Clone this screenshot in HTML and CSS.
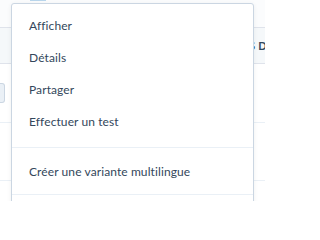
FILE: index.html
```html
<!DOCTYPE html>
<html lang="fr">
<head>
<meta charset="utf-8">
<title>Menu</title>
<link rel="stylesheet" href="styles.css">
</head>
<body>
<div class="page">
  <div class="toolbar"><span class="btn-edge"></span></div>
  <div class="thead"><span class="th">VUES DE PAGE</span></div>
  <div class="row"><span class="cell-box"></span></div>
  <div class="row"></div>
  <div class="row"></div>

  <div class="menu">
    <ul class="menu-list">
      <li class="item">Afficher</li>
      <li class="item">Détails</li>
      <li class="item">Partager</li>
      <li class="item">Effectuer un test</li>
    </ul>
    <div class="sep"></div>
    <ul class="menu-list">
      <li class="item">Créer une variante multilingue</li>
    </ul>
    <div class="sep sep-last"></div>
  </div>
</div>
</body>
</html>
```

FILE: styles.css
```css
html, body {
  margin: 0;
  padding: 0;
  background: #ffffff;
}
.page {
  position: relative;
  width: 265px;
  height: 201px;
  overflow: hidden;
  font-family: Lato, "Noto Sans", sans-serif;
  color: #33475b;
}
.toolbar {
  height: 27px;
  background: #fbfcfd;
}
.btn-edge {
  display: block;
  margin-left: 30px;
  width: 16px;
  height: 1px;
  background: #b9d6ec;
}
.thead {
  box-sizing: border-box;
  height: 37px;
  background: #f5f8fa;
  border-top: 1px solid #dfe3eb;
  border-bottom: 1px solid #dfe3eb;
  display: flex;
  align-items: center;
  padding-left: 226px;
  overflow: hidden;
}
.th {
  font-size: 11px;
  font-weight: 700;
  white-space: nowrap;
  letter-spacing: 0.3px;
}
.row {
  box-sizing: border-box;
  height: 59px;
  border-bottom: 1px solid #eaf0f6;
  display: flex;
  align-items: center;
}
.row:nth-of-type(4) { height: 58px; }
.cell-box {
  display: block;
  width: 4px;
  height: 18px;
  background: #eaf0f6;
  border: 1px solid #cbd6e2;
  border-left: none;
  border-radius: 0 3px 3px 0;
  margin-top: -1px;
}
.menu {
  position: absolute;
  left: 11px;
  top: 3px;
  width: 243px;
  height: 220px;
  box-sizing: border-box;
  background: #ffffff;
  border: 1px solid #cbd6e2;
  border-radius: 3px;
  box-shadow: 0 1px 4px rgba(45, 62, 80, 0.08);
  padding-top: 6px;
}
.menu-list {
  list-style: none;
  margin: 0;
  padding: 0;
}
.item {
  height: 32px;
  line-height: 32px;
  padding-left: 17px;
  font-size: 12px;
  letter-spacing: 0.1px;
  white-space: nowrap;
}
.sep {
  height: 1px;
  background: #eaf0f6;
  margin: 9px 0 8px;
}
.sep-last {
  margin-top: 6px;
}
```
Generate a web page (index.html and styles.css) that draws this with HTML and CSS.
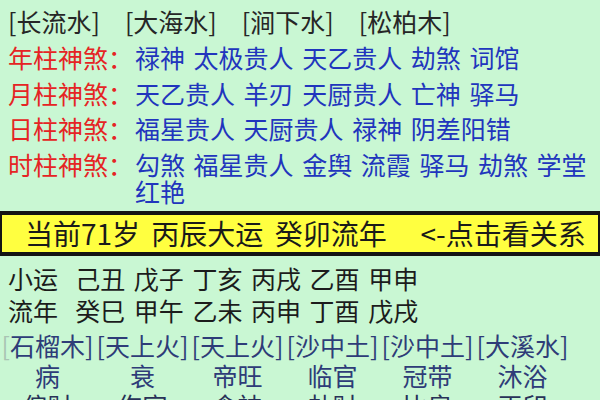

### STATED EXERCISE
Without including any picture, retype the entries exactly.

### FINAL RESULT
Clone this screenshot in HTML and CSS.
FILE: index.html
```html
<!DOCTYPE html>
<html lang="fr">
<head>
<meta charset="utf-8">
<title>Menu</title>
<link rel="stylesheet" href="styles.css">
</head>
<body>
<div class="page">
  <div class="toolbar"><span class="btn-edge"></span></div>
  <div class="thead"><span class="th">VUES DE PAGE</span></div>
  <div class="row"><span class="cell-box"></span></div>
  <div class="row"></div>
  <div class="row"></div>

  <div class="menu">
    <ul class="menu-list">
      <li class="item">Afficher</li>
      <li class="item">Détails</li>
      <li class="item">Partager</li>
      <li class="item">Effectuer un test</li>
    </ul>
    <div class="sep"></div>
    <ul class="menu-list">
      <li class="item">Créer une variante multilingue</li>
    </ul>
    <div class="sep sep-last"></div>
  </div>
</div>
</body>
</html>
```

FILE: styles.css
```css
html, body {
  margin: 0;
  padding: 0;
  background: #ffffff;
}
.page {
  position: relative;
  width: 265px;
  height: 201px;
  overflow: hidden;
  font-family: Lato, "Noto Sans", sans-serif;
  color: #33475b;
}
.toolbar {
  height: 27px;
  background: #fbfcfd;
}
.btn-edge {
  display: block;
  margin-left: 30px;
  width: 16px;
  height: 1px;
  background: #b9d6ec;
}
.thead {
  box-sizing: border-box;
  height: 37px;
  background: #f5f8fa;
  border-top: 1px solid #dfe3eb;
  border-bottom: 1px solid #dfe3eb;
  display: flex;
  align-items: center;
  padding-left: 226px;
  overflow: hidden;
}
.th {
  font-size: 11px;
  font-weight: 700;
  white-space: nowrap;
  letter-spacing: 0.3px;
}
.row {
  box-sizing: border-box;
  height: 59px;
  border-bottom: 1px solid #eaf0f6;
  display: flex;
  align-items: center;
}
.row:nth-of-type(4) { height: 58px; }
.cell-box {
  display: block;
  width: 4px;
  height: 18px;
  background: #eaf0f6;
  border: 1px solid #cbd6e2;
  border-left: none;
  border-radius: 0 3px 3px 0;
  margin-top: -1px;
}
.menu {
  position: absolute;
  left: 11px;
  top: 3px;
  width: 243px;
  height: 220px;
  box-sizing: border-box;
  background: #ffffff;
  border: 1px solid #cbd6e2;
  border-radius: 3px;
  box-shadow: 0 1px 4px rgba(45, 62, 80, 0.08);
  padding-top: 6px;
}
.menu-list {
  list-style: none;
  margin: 0;
  padding: 0;
}
.item {
  height: 32px;
  line-height: 32px;
  padding-left: 17px;
  font-size: 12px;
  letter-spacing: 0.1px;
  white-space: nowrap;
}
.sep {
  height: 1px;
  background: #eaf0f6;
  margin: 9px 0 8px;
}
.sep-last {
  margin-top: 6px;
}
```
Generate a web page (index.html and styles.css) that draws this with HTML and CSS.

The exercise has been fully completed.